Begin DATA SHOWN
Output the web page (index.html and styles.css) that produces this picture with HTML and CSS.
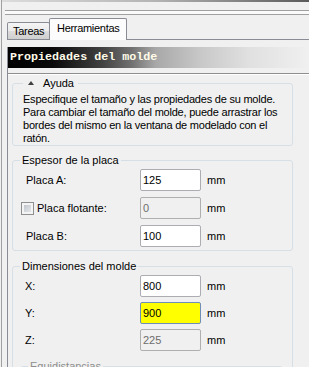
FILE: index.html
```html
<!DOCTYPE html>
<html lang="es">
  <head>
    <meta charset="UTF-8" />
    <meta name="viewport" content="width=device-width, initial-scale=1.0" />
    <title>Propiedades del molde</title>
    <link rel="stylesheet" href="styles.css">
  </head>
  <body>
    <div class="window">
      <div class="topline"></div>
      <div class="grip"><div class="grip-lines"></div></div>

      <div class="tabs">
        <div class="tab">Tareas</div>
        <div class="tab active">Herramientas</div>
      </div>

      <div class="panel">
        <div class="header">Propiedades del molde</div>
        <div class="sep"></div>

        <div class="content">
          <fieldset class="group help">
            <legend><span class="arrow"></span>Ayuda</legend>
            <p>
              Especifique el tamaño y las propiedades de su molde.<br />
              Para cambiar el tamaño del molde, puede arrastrar los<br />
              bordes del mismo en la ventana de modelado con el<br />
              ratón.
            </p>
          </fieldset>

          <fieldset class="group plate">
            <legend>Espesor de la placa</legend>
            <div class="rows">
              <div class="row">
                <label class="label">Placa A:</label>
                <input class="field" type="text" value="125" />
                <span class="unit">mm</span>
              </div>
              <div class="row">
                <label class="label check-label"><span class="checkbox"></span>Placa flotante:</label>
                <input class="field" type="text" value="0" disabled />
                <span class="unit">mm</span>
              </div>
              <div class="row">
                <label class="label">Placa B:</label>
                <input class="field" type="text" value="100" />
                <span class="unit">mm</span>
              </div>
            </div>
          </fieldset>

          <fieldset class="group dims">
            <legend>Dimensiones del molde</legend>
            <div class="rows">
              <div class="row">
                <label class="label">X:</label>
                <input class="field" type="text" value="800" />
                <span class="unit">mm</span>
              </div>
              <div class="row">
                <label class="label">Y:</label>
                <input class="field focused" type="text" value="900" />
                <span class="unit">mm</span>
              </div>
              <div class="row">
                <label class="label">Z:</label>
                <input class="field" type="text" value="225" disabled />
                <span class="unit">mm</span>
              </div>
            </div>

            <fieldset class="group equi">
              <legend>Equidistancias</legend>
              <div class="spacer"></div>
            </fieldset>
          </fieldset>
        </div>
      </div>
    </div>
  </body>
</html>
```

FILE: styles.css
```css
body {
  margin: 0;
  font-family: "Liberation Sans", Arial, sans-serif;
  font-size: 11px;
  color: #000;
  background-color: #f0f0f0;
  overflow: hidden;
}
.window {
  height: 367px;
  margin-left: 1px;
  border-left: 1px solid #a0a0a0;
  overflow: hidden;
}
.topline {
  height: 2px;
  background: linear-gradient(to right, #dcdcdc, #b4b4b4 50%, #5a5a5a);
}
.grip {
  height: 8px;
  padding-top: 8px;
}
.grip-lines {
  margin-left: 3px;
  height: 3px;
  background-color: #fafafa;
  border-top: 1px solid #a0a0a0;
  border-bottom: 1px solid #a0a0a0;
}
.tabs {
  display: flex;
  align-items: flex-end;
  height: 21px;
  margin-left: 5px;
  border-bottom: 1px solid #898c95;
  letter-spacing: -0.3px;
}
.tab {
  height: 16px;
  line-height: 16px;
  padding: 0 5px;
  border: 1px solid #898c95;
  border-bottom: none;
  border-radius: 2px 2px 0 0;
  background: linear-gradient(#f4f4f4, #ebebeb 50%, #dcdcdc 51%, #cfcfcf);
  width: 31px;
}
.tab.active {
  width: 62px;
  height: 18px;
  line-height: 18px;
  padding: 0 7px 3px 7px;
  margin-left: -1px;
  margin-bottom: -1px;
  background: #fcfcfc;
}
.panel {
  margin-left: 5px;
  border-left: 1px solid #898c95;
  height: 330px;
}
.header {
  margin-top: 7px;
  height: 21px;
  line-height: 21px;
  padding-left: 2px;
  font-family: "Liberation Mono", "Courier New", monospace;
  font-size: 11.7px;
  font-weight: bold;
  color: #fffbe8;
  background: linear-gradient(to right, #000 0%, #0a0a0a 15%, #404040 31%, #707070 41%, #a8a8a8 49%, #c8c8c8 64%, #e0e0e0 80%, #f0f0f0 100%);
  white-space: nowrap;
}
.sep {
  margin-top: 5px;
  border-top: 1px solid #8e8e8e;
  border-bottom: 1px solid #fff;
}
.content {
  padding: 0 16px 0 4px;
}
.group {
  margin: 0;
  padding: 0 9px 0 7px;
  border: 1px solid #d5dfe5;
  border-radius: 3px;
  min-width: 0;
}
.group legend {
  padding: 0 2px;
  line-height: 13px;
}
.help {
  margin-top: 2px;
  padding-top: 3px;
}
.help legend {
  margin-left: 3px;
  padding: 0 4px 0 5px;
}
.arrow {
  display: inline-block;
  width: 0;
  height: 0;
  margin: 0 9px 0 0;
  vertical-align: 2px;
  border-left: 3px solid transparent;
  border-right: 3px solid transparent;
  border-bottom: 4px solid #404040;
}
.help p {
  margin: 0;
  padding-left: 3px;
  line-height: 13px;
  letter-spacing: -0.22px;
  white-space: nowrap;
}
.plate {
  margin-top: 8px;
  padding-top: 2px;
  padding-bottom: 3px;
}
.dims {
  margin-top: 9px;
  padding-top: 2px;
}
.rows {
  display: flex;
  flex-direction: column;
  gap: 6px;
}
.dims .rows {
  gap: 5px;
}
.row {
  display: grid;
  grid-template-columns: 120px 61px auto;
  align-items: center;
  height: 22px;
}
.label {
  padding-left: 6px;
}
.dims .label {
  padding-left: 5px;
}
.check-label {
  display: flex;
  align-items: center;
  padding-left: 1px;
}
.checkbox {
  width: 11px;
  height: 11px;
  margin-right: 3px;
  border: 1px solid #8e8f8f;
  background: linear-gradient(135deg, #b9bdc3, #eef0f2);
  box-shadow: inset 0 0 0 2px #f4f4f4;
}
.unit {
  padding-left: 6px;
}
.field {
  box-sizing: border-box;
  width: 61px;
  height: 22px;
  margin: 0;
  padding: 0 2px;
  font-family: "Liberation Sans", Arial, sans-serif;
  font-size: 11px;
  color: #000;
  background-color: #fff;
  border: 1px solid #abadb3;
  border-radius: 2px;
  outline: none;
}
.field:disabled {
  color: #6d6d6d;
  background-color: #f0f0f0;
  border-color: #afafaf;
}
.field.focused {
  background-color: #ffff00;
  border-color: #6f8fb8;
}
.equi {
  margin: 9px 0 0 0;
  color: #8d8d8d;
}
.spacer {
  height: 20px;
}
```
End DATA SHOWN
__THE REQUEST__:
Copy every line that contains the string "styles".

__EXPECTED ANSWER__:
Output the web page (index.html and styles.css) that produces this picture with HTML and CSS.
    <link rel="stylesheet" href="styles.css">
FILE: styles.css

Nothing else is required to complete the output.